Prevention often means giving unpleasant news
Although the consequences of preventive steps are not immediately visible, Záborská believes that their economic aspect should be judged just like treatment measures. At the same time, we should approach investments in prevention primarily in terms of their non-financial benefits. After all, if we are to prevent any sort of phenomenon, we have to know its causes. We must say whether and how we can prevent a phenomenon based on medical findings.
“The prevention of unwanted phenomena in healthcare has also to be performed at the economic, political, legal, media, and other levels, not just in providing healthcare. The fact that the prevention of many undesired phenomena is unpopular, in the sense that we should convey a true picture of the causes of the given problem to the population and to politicians, can also be problematic. It often means reporting unpleasant news. With harmful and undesired phenomena, preventive measures are absolutely clear and self-evident in terms of health (e.g., measures associated with lockdowns or quarantine) but they are unpopular among the population, so they are not implemented, or they are implemented in a limited form. You see, politicians want to bring the good news only,” Anna Záborská pointed out.
Economic interests may play a role in suppressing preventive measures
According to Záborská, economic interests of a wider or narrower group may similarly take precedence over implementing preventive measures – for example, these could be the interests of cigarette or alcohol producers.

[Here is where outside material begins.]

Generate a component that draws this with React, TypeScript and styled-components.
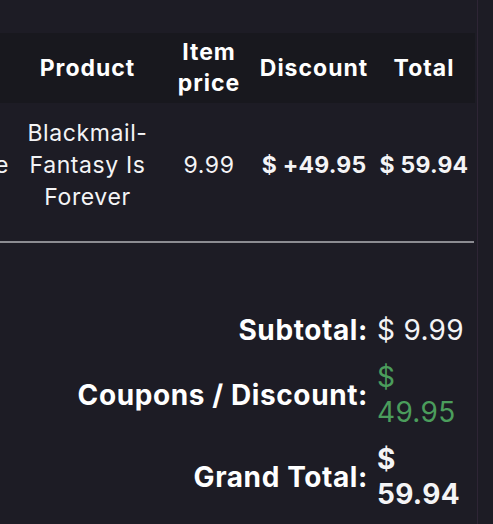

The issue is then presented to the public by doubting health facts, making light or fun of the prevention, and by foisting half-truths, disinformation, and hoaxes.
“The possible result is that the officially declared programme of prevention in healthcare can merely be a Potemkin village, a formality, and an untrustworthy matter. Such formal preventive measures have to be avoided, as they throw a bad light on healthcare workers and on the healthcare system, create a feeling of distrust towards healthcare, and often throw doubt on it,” Záborská stated.

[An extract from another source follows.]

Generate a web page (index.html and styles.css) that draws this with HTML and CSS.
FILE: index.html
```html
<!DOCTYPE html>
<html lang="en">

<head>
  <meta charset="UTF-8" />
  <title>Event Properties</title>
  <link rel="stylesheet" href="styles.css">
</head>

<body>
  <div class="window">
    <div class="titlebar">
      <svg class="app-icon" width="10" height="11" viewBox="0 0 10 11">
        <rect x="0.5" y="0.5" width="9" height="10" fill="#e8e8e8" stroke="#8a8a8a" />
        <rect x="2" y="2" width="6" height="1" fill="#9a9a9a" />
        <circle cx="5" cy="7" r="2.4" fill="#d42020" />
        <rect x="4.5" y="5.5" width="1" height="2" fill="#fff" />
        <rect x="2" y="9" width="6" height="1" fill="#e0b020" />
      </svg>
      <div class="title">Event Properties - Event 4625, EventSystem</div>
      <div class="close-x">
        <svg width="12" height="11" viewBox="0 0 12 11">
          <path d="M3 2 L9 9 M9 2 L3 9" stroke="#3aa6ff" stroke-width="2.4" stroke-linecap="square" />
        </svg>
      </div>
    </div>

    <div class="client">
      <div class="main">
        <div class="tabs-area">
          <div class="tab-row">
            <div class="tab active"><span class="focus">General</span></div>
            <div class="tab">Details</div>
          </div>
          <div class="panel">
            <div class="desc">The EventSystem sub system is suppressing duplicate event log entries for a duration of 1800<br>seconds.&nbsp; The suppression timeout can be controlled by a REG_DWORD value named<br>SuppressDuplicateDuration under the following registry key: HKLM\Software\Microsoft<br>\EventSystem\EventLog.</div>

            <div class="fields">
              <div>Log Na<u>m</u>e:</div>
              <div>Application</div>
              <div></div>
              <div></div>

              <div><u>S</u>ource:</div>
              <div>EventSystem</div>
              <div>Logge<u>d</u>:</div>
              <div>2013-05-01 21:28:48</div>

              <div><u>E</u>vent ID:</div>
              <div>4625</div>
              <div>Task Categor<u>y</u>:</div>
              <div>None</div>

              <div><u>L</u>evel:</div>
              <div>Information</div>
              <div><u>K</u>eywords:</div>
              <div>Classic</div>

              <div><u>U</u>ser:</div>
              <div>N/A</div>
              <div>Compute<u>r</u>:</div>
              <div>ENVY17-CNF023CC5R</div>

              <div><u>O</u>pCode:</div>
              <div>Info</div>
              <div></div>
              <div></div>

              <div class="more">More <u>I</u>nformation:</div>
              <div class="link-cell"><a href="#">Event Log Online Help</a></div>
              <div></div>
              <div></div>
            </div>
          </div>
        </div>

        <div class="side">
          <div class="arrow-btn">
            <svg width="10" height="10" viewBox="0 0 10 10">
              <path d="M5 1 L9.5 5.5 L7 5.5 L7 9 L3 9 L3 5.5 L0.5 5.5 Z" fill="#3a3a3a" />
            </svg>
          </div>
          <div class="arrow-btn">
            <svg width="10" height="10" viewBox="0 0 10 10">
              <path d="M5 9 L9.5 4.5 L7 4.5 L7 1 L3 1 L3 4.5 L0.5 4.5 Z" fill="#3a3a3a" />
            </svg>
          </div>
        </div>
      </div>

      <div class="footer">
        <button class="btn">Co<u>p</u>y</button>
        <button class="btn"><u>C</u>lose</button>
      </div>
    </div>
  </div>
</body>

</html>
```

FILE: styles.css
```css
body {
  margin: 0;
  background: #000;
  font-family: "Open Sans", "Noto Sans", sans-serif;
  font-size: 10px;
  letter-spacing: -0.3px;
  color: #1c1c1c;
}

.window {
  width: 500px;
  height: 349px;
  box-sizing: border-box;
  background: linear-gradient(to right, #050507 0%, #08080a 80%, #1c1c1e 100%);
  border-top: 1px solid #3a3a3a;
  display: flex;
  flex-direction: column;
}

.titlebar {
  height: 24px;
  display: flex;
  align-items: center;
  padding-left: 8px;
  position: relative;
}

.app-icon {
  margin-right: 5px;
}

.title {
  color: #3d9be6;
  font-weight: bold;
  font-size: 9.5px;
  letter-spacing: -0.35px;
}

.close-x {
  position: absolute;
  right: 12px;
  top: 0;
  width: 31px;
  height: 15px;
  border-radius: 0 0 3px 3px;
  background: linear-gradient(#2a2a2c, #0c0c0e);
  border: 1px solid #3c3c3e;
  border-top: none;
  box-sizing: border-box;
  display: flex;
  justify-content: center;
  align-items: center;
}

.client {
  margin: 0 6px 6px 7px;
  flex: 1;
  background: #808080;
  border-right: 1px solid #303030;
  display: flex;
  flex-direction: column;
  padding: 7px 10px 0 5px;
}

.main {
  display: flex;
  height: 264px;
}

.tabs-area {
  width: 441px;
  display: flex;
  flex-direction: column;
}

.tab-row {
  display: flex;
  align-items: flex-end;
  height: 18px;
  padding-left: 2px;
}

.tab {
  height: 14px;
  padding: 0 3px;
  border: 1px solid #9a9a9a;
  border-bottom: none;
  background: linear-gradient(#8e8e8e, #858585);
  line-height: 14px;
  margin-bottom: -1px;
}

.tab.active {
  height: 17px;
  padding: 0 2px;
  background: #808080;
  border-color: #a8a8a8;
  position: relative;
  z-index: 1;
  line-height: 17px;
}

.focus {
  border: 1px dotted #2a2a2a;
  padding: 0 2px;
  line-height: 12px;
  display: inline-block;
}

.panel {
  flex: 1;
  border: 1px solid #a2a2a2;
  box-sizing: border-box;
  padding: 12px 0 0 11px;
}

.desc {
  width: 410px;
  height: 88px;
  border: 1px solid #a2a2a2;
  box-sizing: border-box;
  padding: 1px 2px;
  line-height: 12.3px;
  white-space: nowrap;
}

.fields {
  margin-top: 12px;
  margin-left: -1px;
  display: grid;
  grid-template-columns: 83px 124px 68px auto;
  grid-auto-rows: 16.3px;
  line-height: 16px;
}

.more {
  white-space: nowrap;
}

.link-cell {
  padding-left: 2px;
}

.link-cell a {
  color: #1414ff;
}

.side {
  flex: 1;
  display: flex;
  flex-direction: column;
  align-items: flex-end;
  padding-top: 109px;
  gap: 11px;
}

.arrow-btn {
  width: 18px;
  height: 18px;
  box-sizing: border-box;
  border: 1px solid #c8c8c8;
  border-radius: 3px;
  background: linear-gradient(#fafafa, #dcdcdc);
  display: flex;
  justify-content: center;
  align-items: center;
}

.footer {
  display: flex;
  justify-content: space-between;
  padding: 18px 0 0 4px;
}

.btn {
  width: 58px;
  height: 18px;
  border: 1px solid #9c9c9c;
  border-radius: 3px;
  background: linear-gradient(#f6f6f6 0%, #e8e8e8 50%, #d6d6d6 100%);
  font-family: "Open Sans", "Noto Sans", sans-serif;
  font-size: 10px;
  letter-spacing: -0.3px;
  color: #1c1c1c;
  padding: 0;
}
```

However, a solution could be the implementation of cross-border programmes of prevention which could be applied in more than one country. These could pertain to, for example, tobacco, alcohol, or illegal drugs, to which today, each country assumes a different stance.

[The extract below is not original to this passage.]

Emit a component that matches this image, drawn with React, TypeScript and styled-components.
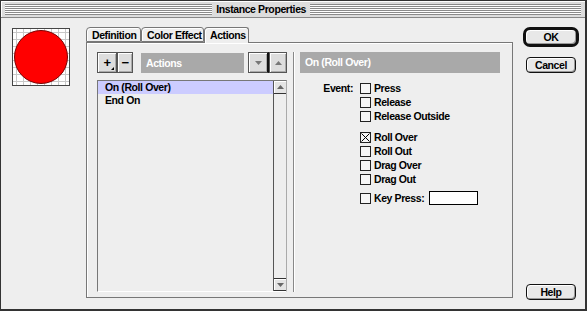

“I would consider the more intense capture and punishment of dealers or eventually helping those victims already addicted to drugs to be a form of prevention, but we should do so with cross-border efforts, identifying groups at risk of eventually succumbing to addiction across Europe. It is like a tree with its trunk, crown, and roots. We usually only deal with the leaves or fruit of the trees, but not with the roots, that is, the individuals who become addicted in certain life situations. No one pays attention to them. If we do not feed the roots, then we will not even have leaves,” Záborská concluded.